Exercise description:
Omit the images, then output each of the records below exactly.

Data entries:
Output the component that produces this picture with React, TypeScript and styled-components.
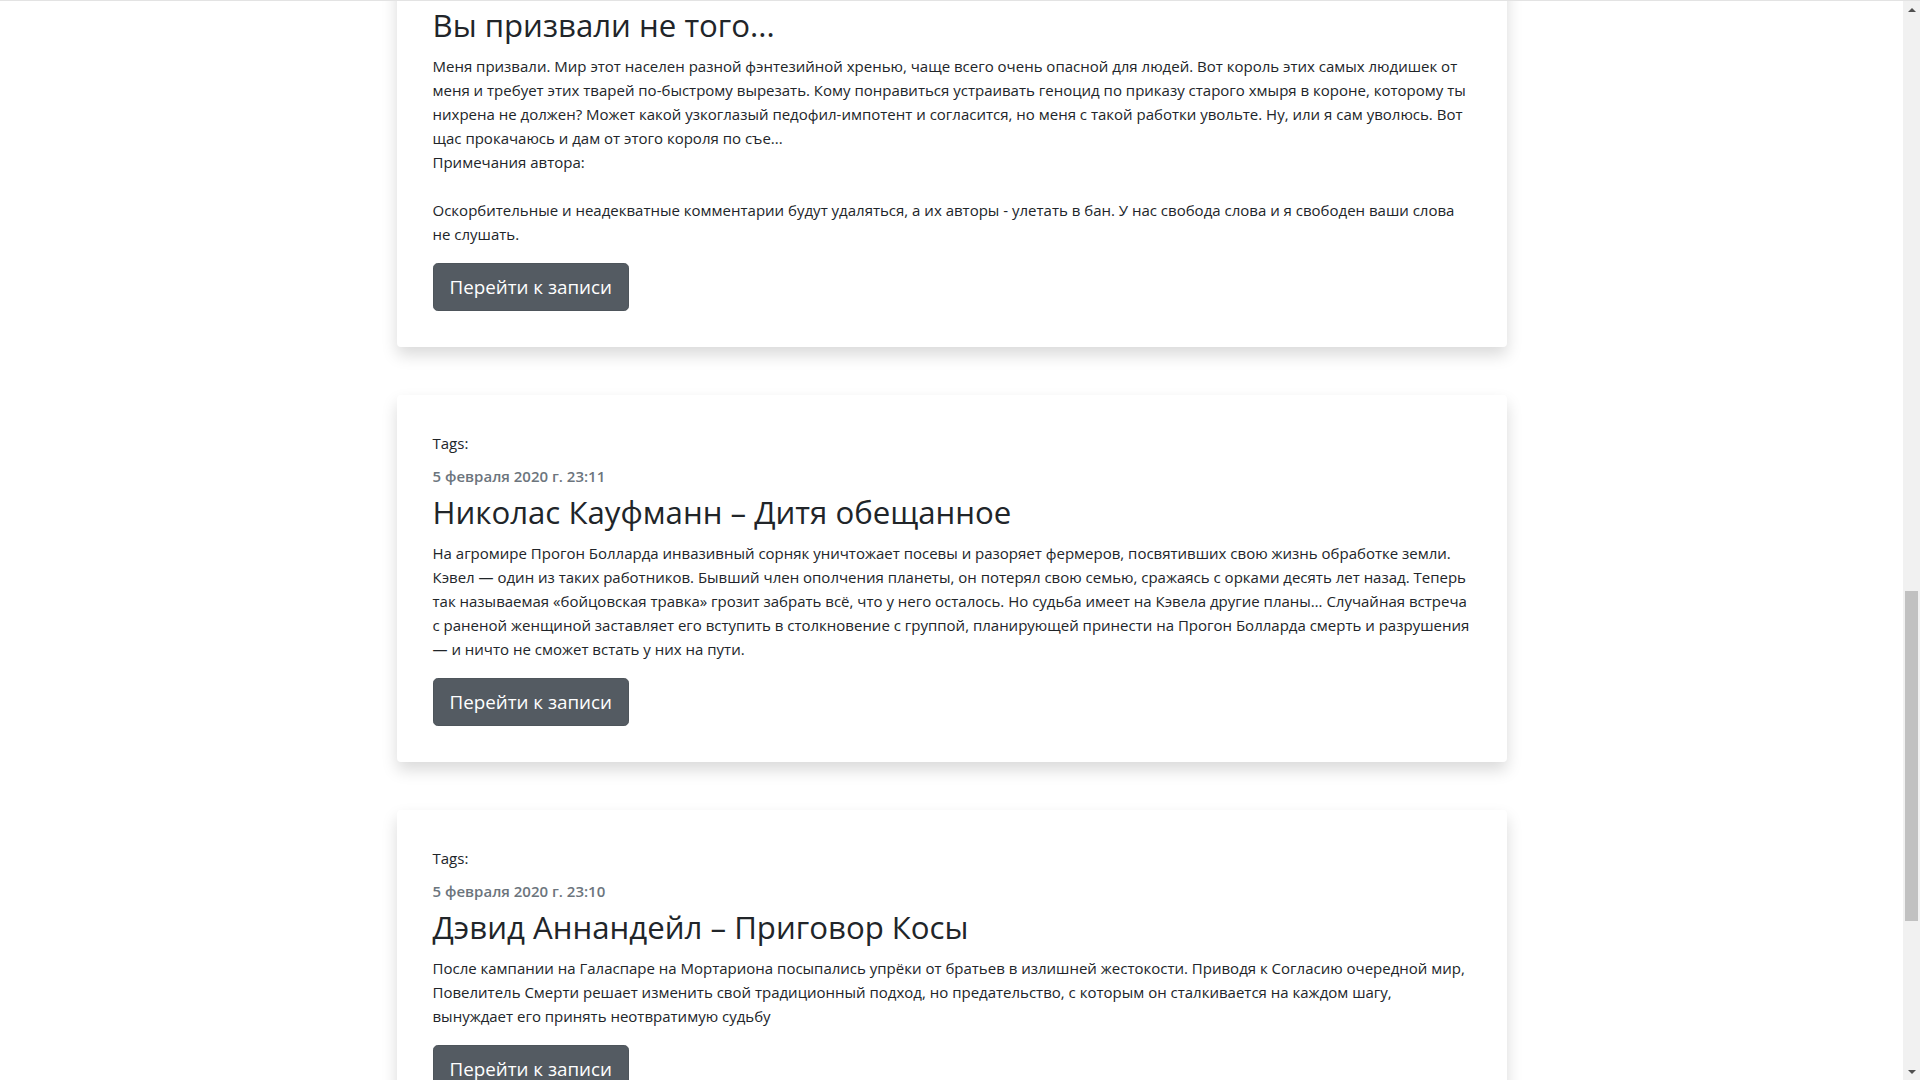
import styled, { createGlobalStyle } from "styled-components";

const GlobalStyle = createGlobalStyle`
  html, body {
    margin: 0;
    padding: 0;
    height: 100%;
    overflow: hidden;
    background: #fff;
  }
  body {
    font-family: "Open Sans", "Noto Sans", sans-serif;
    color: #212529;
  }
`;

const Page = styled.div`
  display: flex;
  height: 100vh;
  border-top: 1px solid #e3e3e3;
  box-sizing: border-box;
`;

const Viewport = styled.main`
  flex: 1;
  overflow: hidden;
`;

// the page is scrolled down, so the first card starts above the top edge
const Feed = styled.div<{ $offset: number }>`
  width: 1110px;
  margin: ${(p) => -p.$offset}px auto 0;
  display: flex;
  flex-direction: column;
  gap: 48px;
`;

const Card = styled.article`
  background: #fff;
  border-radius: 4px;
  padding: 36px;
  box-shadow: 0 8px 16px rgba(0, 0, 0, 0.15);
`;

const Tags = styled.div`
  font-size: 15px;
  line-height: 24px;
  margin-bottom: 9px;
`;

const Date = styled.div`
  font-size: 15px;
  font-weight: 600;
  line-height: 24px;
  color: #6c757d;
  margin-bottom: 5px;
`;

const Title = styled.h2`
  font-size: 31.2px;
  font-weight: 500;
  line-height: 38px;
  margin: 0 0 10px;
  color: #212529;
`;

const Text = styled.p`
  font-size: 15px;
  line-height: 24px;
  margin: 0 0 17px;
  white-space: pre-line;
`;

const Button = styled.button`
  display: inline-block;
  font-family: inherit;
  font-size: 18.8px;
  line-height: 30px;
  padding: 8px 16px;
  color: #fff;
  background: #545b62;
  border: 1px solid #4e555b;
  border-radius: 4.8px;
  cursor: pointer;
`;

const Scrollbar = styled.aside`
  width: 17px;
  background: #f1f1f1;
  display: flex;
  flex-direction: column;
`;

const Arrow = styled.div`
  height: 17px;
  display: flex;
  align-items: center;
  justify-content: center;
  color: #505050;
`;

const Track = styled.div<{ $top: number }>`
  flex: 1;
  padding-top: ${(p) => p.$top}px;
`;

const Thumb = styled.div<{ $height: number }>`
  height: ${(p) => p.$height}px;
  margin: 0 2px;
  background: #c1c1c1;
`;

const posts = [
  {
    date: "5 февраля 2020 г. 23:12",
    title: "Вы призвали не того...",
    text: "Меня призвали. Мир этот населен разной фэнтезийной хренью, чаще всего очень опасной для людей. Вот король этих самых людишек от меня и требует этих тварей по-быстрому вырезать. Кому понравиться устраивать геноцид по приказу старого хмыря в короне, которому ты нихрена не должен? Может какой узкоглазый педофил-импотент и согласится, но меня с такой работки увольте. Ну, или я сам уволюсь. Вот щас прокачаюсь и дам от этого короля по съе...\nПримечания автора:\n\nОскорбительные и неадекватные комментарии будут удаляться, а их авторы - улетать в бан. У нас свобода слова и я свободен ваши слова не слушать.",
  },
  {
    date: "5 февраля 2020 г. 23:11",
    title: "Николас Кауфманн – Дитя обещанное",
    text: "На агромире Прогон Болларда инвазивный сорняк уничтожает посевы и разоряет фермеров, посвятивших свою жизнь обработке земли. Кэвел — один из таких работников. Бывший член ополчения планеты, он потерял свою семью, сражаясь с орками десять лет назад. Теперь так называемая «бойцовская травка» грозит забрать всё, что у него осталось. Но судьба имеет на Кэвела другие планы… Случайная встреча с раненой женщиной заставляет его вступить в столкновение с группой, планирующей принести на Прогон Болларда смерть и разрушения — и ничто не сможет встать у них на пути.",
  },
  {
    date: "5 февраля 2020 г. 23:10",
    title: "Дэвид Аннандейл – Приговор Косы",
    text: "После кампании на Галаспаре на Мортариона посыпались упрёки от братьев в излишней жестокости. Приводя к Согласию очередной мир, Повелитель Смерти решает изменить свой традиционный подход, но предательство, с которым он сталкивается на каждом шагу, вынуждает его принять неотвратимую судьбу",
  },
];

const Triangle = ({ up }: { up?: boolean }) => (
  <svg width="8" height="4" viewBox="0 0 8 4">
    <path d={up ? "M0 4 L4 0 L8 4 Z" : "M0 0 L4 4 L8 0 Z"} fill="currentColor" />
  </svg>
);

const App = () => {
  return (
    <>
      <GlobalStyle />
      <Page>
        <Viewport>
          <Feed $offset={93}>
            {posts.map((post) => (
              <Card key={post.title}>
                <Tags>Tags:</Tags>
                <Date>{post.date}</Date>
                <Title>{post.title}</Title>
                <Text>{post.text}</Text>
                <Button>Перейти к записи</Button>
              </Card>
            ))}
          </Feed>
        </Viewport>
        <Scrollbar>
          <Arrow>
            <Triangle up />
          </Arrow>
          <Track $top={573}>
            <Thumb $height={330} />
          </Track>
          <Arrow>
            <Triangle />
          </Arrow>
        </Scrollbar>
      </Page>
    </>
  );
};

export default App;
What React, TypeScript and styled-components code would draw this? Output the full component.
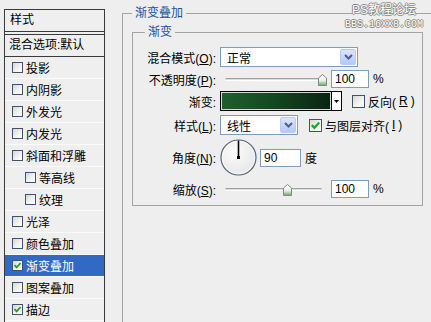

Task result:
Output the component that produces this picture with React, TypeScript and styled-components.
import styled, { createGlobalStyle } from "styled-components";

const GlobalStyle = createGlobalStyle`
  html, body {
    margin: 0;
    padding: 0;
    height: 100%;
    overflow: hidden;
    background: #fff;
  }
  body {
    font-family: "Open Sans", "Noto Sans", sans-serif;
    color: #212529;
  }
`;

const Page = styled.div`
  display: flex;
  height: 100vh;
  border-top: 1px solid #e3e3e3;
  box-sizing: border-box;
`;

const Viewport = styled.main`
  flex: 1;
  overflow: hidden;
`;

// the page is scrolled down, so the first card starts above the top edge
const Feed = styled.div<{ $offset: number }>`
  width: 1110px;
  margin: ${(p) => -p.$offset}px auto 0;
  display: flex;
  flex-direction: column;
  gap: 48px;
`;

const Card = styled.article`
  background: #fff;
  border-radius: 4px;
  padding: 36px;
  box-shadow: 0 8px 16px rgba(0, 0, 0, 0.15);
`;

const Tags = styled.div`
  font-size: 15px;
  line-height: 24px;
  margin-bottom: 9px;
`;

const Date = styled.div`
  font-size: 15px;
  font-weight: 600;
  line-height: 24px;
  color: #6c757d;
  margin-bottom: 5px;
`;

const Title = styled.h2`
  font-size: 31.2px;
  font-weight: 500;
  line-height: 38px;
  margin: 0 0 10px;
  color: #212529;
`;

const Text = styled.p`
  font-size: 15px;
  line-height: 24px;
  margin: 0 0 17px;
  white-space: pre-line;
`;

const Button = styled.button`
  display: inline-block;
  font-family: inherit;
  font-size: 18.8px;
  line-height: 30px;
  padding: 8px 16px;
  color: #fff;
  background: #545b62;
  border: 1px solid #4e555b;
  border-radius: 4.8px;
  cursor: pointer;
`;

const Scrollbar = styled.aside`
  width: 17px;
  background: #f1f1f1;
  display: flex;
  flex-direction: column;
`;

const Arrow = styled.div`
  height: 17px;
  display: flex;
  align-items: center;
  justify-content: center;
  color: #505050;
`;

const Track = styled.div<{ $top: number }>`
  flex: 1;
  padding-top: ${(p) => p.$top}px;
`;

const Thumb = styled.div<{ $height: number }>`
  height: ${(p) => p.$height}px;
  margin: 0 2px;
  background: #c1c1c1;
`;

const posts = [
  {
    date: "5 февраля 2020 г. 23:12",
    title: "Вы призвали не того...",
    text: "Меня призвали. Мир этот населен разной фэнтезийной хренью, чаще всего очень опасной для людей. Вот король этих самых людишек от меня и требует этих тварей по-быстрому вырезать. Кому понравиться устраивать геноцид по приказу старого хмыря в короне, которому ты нихрена не должен? Может какой узкоглазый педофил-импотент и согласится, но меня с такой работки увольте. Ну, или я сам уволюсь. Вот щас прокачаюсь и дам от этого короля по съе...\nПримечания автора:\n\nОскорбительные и неадекватные комментарии будут удаляться, а их авторы - улетать в бан. У нас свобода слова и я свободен ваши слова не слушать.",
  },
  {
    date: "5 февраля 2020 г. 23:11",
    title: "Николас Кауфманн – Дитя обещанное",
    text: "На агромире Прогон Болларда инвазивный сорняк уничтожает посевы и разоряет фермеров, посвятивших свою жизнь обработке земли. Кэвел — один из таких работников. Бывший член ополчения планеты, он потерял свою семью, сражаясь с орками десять лет назад. Теперь так называемая «бойцовская травка» грозит забрать всё, что у него осталось. Но судьба имеет на Кэвела другие планы… Случайная встреча с раненой женщиной заставляет его вступить в столкновение с группой, планирующей принести на Прогон Болларда смерть и разрушения — и ничто не сможет встать у них на пути.",
  },
  {
    date: "5 февраля 2020 г. 23:10",
    title: "Дэвид Аннандейл – Приговор Косы",
    text: "После кампании на Галаспаре на Мортариона посыпались упрёки от братьев в излишней жестокости. Приводя к Согласию очередной мир, Повелитель Смерти решает изменить свой традиционный подход, но предательство, с которым он сталкивается на каждом шагу, вынуждает его принять неотвратимую судьбу",
  },
];

const Triangle = ({ up }: { up?: boolean }) => (
  <svg width="8" height="4" viewBox="0 0 8 4">
    <path d={up ? "M0 4 L4 0 L8 4 Z" : "M0 0 L4 4 L8 0 Z"} fill="currentColor" />
  </svg>
);

const App = () => {
  return (
    <>
      <GlobalStyle />
      <Page>
        <Viewport>
          <Feed $offset={93}>
            {posts.map((post) => (
              <Card key={post.title}>
                <Tags>Tags:</Tags>
                <Date>{post.date}</Date>
                <Title>{post.title}</Title>
                <Text>{post.text}</Text>
                <Button>Перейти к записи</Button>
              </Card>
            ))}
          </Feed>
        </Viewport>
        <Scrollbar>
          <Arrow>
            <Triangle up />
          </Arrow>
          <Track $top={573}>
            <Thumb $height={330} />
          </Track>
          <Arrow>
            <Triangle />
          </Arrow>
        </Scrollbar>
      </Page>
    </>
  );
};

export default App;
What React, TypeScript and styled-components code would draw this? Output the full component.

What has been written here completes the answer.